Patients
The study subjects (n = 34) consisted of patients recruited to the prospective KISS trial investigating ePRO follow-up in cancer patients receiving ICIs 19. In brief, the trial included patients with advanced cancers treated with anti-PD-(L)1 s in outpatient settings with availability of internet access and email. At the initiation of the treatment phase (within 0–2 weeks from the 1st anti-PD-(L)1 infusion), patients received an email notification to complete the baseline electronic symptom questionnaire of 18 symptoms and weekly thereafter until treatment discontinuation or six months of follow-up. Data on the irAEs (nature of AE, date of onset and resolving, dates of change in AE severity, and the highest grade based on CTCAE classification) was prospectively collected in the trial.
The study was approved by Pohjois-Pohjanmaan sairaanhoitopiiri (PPSHP) ethics committee (number 9/2017), Valvira (number 361), and details of the study are publicly available at clinicaltrials.gov (NCT3928938). The study was conducted in accordance with the Declaration of Helsinki and Good Clinical Practice guidelines.
Prediction models
The aim of this study was to create a model for predicting the presence (is the predicted irAE truly an irAE) and onset (is an irAE developing) of irAEs based on evolving patient-reported symptoms collected digitally in prospective manner from cancer patients receiving ICI therapies.

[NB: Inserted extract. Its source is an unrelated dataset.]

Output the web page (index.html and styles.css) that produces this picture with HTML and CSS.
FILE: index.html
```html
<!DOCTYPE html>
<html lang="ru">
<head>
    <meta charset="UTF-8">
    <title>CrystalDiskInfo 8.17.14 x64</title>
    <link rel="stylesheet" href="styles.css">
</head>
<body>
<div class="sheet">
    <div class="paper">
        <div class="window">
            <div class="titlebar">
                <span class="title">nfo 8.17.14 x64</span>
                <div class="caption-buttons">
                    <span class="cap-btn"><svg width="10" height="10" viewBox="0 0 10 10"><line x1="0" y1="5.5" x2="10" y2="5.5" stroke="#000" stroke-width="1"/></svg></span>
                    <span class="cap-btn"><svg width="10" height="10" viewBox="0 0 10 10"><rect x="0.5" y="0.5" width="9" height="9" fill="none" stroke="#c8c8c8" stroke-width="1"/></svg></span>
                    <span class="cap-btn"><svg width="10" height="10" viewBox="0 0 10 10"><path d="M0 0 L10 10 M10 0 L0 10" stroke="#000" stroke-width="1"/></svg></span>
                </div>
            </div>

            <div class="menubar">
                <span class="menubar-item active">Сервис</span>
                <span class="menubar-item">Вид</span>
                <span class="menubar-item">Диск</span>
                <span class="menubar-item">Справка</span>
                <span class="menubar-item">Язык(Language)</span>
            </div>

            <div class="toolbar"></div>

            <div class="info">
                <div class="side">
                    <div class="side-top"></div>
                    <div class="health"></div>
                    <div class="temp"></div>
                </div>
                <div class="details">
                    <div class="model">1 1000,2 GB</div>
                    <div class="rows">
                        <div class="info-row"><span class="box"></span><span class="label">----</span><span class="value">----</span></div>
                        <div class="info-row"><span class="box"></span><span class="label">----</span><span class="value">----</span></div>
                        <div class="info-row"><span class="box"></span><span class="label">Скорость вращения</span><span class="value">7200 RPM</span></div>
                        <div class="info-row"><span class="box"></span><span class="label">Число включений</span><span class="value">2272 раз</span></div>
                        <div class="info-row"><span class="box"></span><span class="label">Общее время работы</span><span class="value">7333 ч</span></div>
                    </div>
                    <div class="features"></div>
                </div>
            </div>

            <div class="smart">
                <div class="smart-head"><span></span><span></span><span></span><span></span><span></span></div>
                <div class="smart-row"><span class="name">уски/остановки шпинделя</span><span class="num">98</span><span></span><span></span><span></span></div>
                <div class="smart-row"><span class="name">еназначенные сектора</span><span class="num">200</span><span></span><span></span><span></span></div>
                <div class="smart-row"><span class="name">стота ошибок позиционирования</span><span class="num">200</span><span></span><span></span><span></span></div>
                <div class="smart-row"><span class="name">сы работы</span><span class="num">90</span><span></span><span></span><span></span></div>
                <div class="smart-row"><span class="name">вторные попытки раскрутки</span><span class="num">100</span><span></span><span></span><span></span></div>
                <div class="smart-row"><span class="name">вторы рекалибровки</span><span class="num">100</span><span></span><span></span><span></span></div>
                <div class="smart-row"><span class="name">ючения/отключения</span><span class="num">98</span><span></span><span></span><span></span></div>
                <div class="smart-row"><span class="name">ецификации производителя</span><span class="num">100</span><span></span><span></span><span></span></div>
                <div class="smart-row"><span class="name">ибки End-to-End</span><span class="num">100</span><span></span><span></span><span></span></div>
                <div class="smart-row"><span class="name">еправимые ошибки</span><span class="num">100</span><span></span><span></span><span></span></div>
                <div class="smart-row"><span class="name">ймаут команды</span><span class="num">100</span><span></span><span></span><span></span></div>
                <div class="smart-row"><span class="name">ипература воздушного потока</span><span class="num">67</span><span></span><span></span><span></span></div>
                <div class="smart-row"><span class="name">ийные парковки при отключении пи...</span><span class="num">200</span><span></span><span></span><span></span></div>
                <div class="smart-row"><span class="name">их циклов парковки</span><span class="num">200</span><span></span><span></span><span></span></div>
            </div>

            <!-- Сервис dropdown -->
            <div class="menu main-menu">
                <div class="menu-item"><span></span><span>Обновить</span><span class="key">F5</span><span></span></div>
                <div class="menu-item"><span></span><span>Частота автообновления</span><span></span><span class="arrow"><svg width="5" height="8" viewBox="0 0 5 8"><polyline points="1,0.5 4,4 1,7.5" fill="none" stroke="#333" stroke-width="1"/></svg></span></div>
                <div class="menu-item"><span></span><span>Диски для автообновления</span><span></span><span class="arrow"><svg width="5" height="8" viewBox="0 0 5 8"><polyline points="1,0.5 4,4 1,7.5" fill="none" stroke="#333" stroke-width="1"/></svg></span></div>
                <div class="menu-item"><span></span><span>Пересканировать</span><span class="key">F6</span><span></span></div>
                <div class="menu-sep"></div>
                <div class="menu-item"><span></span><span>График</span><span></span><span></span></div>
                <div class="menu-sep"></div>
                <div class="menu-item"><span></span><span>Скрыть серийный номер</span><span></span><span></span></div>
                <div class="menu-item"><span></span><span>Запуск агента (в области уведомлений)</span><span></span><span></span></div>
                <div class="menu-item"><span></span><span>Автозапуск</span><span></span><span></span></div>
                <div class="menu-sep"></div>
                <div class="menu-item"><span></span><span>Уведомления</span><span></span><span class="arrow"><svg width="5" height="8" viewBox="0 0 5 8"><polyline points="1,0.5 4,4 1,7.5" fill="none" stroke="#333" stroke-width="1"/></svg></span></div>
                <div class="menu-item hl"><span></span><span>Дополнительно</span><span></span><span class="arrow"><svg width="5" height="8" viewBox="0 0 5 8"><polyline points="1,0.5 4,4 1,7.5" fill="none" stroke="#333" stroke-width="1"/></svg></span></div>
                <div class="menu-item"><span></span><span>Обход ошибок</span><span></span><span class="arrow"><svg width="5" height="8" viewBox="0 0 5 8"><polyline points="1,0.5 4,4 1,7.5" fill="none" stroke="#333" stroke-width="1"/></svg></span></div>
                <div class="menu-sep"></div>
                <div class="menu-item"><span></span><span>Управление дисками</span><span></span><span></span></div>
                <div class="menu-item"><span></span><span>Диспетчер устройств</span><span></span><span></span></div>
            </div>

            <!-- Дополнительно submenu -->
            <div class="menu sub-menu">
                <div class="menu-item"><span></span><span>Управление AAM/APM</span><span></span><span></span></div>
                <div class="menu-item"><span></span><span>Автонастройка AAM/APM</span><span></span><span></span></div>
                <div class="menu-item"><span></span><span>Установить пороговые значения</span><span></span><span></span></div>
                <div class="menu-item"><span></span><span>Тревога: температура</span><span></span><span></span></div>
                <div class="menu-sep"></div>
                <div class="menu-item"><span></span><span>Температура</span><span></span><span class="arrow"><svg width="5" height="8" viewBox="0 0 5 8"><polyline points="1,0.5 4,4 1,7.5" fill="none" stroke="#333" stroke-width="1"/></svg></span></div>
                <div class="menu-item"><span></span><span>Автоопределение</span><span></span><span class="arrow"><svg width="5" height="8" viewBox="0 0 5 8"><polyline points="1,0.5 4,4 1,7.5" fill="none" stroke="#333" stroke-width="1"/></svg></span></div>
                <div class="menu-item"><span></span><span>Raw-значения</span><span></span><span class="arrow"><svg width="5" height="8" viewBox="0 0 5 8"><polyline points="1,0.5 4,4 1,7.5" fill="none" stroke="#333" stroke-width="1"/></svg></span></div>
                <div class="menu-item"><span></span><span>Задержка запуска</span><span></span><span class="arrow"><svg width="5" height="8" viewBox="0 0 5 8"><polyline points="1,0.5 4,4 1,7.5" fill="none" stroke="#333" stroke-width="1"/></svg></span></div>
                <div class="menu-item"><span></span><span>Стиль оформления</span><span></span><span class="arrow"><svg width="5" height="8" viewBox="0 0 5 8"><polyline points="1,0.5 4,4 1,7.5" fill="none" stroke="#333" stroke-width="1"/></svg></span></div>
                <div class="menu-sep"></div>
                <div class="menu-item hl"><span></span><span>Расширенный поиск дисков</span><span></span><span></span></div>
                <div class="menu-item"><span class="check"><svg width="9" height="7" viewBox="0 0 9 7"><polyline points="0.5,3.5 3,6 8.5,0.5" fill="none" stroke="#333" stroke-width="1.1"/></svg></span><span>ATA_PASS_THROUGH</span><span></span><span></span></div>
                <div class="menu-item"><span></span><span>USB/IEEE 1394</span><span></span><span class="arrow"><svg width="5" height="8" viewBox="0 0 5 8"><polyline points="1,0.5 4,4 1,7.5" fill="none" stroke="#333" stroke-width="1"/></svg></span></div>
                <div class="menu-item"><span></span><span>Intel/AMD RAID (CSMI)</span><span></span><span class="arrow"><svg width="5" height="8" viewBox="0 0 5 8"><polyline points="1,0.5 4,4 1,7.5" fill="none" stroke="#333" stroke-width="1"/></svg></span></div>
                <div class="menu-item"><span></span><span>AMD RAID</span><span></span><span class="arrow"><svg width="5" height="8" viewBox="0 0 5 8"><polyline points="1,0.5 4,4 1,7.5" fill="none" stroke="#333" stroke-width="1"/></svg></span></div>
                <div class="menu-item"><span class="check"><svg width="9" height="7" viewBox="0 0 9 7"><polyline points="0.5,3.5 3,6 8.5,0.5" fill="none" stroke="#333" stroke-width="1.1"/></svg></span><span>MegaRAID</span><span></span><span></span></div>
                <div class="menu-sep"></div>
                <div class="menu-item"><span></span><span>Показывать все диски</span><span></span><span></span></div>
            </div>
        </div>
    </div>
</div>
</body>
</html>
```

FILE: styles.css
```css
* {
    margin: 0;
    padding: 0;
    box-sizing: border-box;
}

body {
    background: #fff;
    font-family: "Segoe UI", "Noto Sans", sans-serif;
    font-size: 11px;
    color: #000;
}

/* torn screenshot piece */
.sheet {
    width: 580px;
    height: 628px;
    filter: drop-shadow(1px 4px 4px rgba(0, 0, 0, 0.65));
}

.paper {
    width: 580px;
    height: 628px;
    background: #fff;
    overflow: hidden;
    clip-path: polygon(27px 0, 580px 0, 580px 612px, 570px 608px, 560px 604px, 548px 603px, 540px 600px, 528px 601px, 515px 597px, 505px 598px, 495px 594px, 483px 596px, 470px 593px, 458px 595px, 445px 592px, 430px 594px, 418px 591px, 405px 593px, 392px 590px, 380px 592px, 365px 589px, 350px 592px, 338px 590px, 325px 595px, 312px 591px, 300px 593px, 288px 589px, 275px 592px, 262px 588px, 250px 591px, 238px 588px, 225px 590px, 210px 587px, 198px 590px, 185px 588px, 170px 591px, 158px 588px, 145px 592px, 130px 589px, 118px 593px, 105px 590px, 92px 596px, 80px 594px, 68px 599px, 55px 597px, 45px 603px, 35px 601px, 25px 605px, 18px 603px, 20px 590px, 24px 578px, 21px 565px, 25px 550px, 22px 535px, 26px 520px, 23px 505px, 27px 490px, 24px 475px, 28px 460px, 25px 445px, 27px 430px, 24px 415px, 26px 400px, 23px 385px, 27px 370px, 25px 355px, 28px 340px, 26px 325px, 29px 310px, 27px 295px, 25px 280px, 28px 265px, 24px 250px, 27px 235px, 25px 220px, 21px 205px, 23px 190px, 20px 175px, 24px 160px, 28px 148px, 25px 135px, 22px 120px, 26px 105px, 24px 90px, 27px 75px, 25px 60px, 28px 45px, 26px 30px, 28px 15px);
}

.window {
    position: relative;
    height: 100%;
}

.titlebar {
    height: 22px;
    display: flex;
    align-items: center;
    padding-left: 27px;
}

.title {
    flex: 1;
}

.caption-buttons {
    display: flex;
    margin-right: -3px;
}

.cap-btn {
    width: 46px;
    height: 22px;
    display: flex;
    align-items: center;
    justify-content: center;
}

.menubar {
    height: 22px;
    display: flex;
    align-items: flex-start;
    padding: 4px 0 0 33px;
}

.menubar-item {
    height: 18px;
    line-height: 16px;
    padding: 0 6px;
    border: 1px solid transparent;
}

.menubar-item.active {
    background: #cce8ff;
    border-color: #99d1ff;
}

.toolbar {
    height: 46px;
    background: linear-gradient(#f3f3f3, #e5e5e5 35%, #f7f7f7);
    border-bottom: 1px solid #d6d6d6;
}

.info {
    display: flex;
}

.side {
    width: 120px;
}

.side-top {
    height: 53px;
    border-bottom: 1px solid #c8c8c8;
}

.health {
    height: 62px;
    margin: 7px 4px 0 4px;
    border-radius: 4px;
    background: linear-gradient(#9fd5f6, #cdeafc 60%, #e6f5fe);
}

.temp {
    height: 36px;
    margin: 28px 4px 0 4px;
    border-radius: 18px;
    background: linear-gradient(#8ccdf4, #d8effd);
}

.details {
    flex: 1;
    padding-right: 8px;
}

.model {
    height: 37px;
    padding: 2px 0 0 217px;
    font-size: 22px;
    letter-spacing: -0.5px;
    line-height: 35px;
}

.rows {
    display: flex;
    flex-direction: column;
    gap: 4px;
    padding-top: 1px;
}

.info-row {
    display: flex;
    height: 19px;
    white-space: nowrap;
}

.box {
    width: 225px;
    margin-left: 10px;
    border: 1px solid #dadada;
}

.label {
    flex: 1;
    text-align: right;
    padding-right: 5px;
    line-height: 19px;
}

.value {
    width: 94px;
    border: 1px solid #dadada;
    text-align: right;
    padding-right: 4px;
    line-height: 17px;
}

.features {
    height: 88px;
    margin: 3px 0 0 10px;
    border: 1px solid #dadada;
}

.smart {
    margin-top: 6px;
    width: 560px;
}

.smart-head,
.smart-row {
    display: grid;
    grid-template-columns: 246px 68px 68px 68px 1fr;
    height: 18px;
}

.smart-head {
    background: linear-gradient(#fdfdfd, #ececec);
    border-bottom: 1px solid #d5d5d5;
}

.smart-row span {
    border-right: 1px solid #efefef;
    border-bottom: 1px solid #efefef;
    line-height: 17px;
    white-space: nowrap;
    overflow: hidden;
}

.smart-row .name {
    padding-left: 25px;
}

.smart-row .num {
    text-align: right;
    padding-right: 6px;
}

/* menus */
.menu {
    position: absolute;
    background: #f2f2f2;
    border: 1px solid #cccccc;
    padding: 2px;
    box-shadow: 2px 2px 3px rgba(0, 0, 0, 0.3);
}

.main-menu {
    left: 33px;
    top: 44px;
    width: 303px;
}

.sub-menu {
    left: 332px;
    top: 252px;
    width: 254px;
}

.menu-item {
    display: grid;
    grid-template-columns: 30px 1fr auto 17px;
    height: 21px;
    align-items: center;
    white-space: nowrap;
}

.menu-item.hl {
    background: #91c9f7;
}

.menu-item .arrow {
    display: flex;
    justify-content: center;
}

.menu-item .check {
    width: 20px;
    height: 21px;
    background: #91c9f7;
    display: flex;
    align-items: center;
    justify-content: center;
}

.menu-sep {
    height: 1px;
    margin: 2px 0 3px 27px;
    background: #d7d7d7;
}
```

For both modelling cases, the output of the prediction model is a continuous value [0–1] depicting the probability for the positive event, i.e., presence or onset of irAEs. With a classification threshold (0.5 was used with both models), the continuous probabilities were converted into binary outcomes, i.e., when the predicted probability for the positive event is larger than 0.5, prediction is labeled positive (irAE onsetting or present), and if less than 0.5, then negative (irAE not onsetting or present). Hence, the modelling methodology used in this study follows a general framework of binary classification in machine learning (ML). The first dataset included 16 540 reported symptoms from 34 ICI treated cancer patients in outpatient settings, comprising 18 monitored symptoms collected using the Kaiku Health digital platform. The second dataset included physician-confirmed prospectively collected irAE data from those 34 patients recorded in the eCRFs of the trial, containing initiation and end dates, CTCAE class, and severity of 26 irAEs. The timelines of ePROs and irAEs were synchronized according to dates. Of note, some patients might have experienced multiple irAEs, thus, the incidence of irAEs in this patient cohort was ~ 40% (n = 14). Multiple observations across same patients were used to create a timeline of irAEs, however, in every time point analyzed, the parameters differ comprising a new sample. Furthermore, the gradient boosting trees-algorithm used can handle intercorrelated observations or features.

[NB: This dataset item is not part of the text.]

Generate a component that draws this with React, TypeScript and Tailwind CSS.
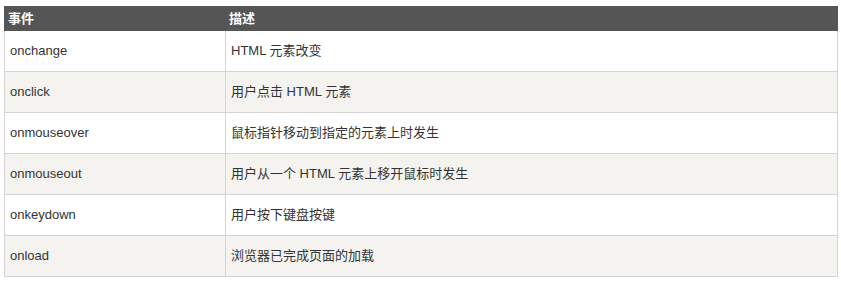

Two ML models were built using an open source Python library XGBoost, which offers a widely used high-performance implementation of gradient boosting, an established algorithm suitable for classification problems. Gradient boosting is an ensemble-learning algorithm, i.e., it is an ensemble of many, usually tens or hundreds of decision trees. These decision trees, i.e., classification trees, are weak learners, but when combined using gradient boosting approach, they form a strong learner capable of capturing complex relationships in the training data. By combining the ePRO data and the clinical data, the first model was trained to detect the presence and the second model the onset (0–21 days prior to the diagnosis) of irAEs. The dataset was split into training (70 % of the data) and test sets (30 % of the data) by random allocation at patient-observation level. The test set was left out from the model training and tuning and was used only to evaluate the model performance. The hyperparameter tuning for both prediction models was done using grid search with repeated, stratified 5-fold cross-validation with five repeats. The model features included patient information including age, sex, and time from the treatment initiation, and ePRO data from 18 monitored symptoms. From the symptom data, three past values, linearly scaled based on the time difference from the latest report, and the latest change in symptom severity were included as features for each symptom. This yielded 75 features in total for both models.
The prediction performance of the models was evaluated using four commonly used metrics: accuracy, Area Under the Curve (AUC), F1-score and Mathew´s correlation coefficient (MCC), which are described shortly next. Accuracy describes how many predictions were correct as percentages, and 100% indicates a perfect classification. AUC is a performance metric for binary classification ranging from 0 to 1. F1-score is the weighted average of precision (how many of the cases predicted as positive are actually positive) and recall (how many of the positive cases are detected) which gets values between 0 and 1. Matthew’s correlation coefficient (MCC) summarizes all possible cases for binary predictions: true and false positives, and true and false negatives. MCC is also suitable for analyzing imbalanced datasets, where other class is much rarer than the other. MCC can be considered as a correlation coefficient between the observed and the predicted classifications and it gets values between − 1 and 1, where 1 is a perfect classification, 0 is random guessing and − 1 indicates a completely contradictory classification.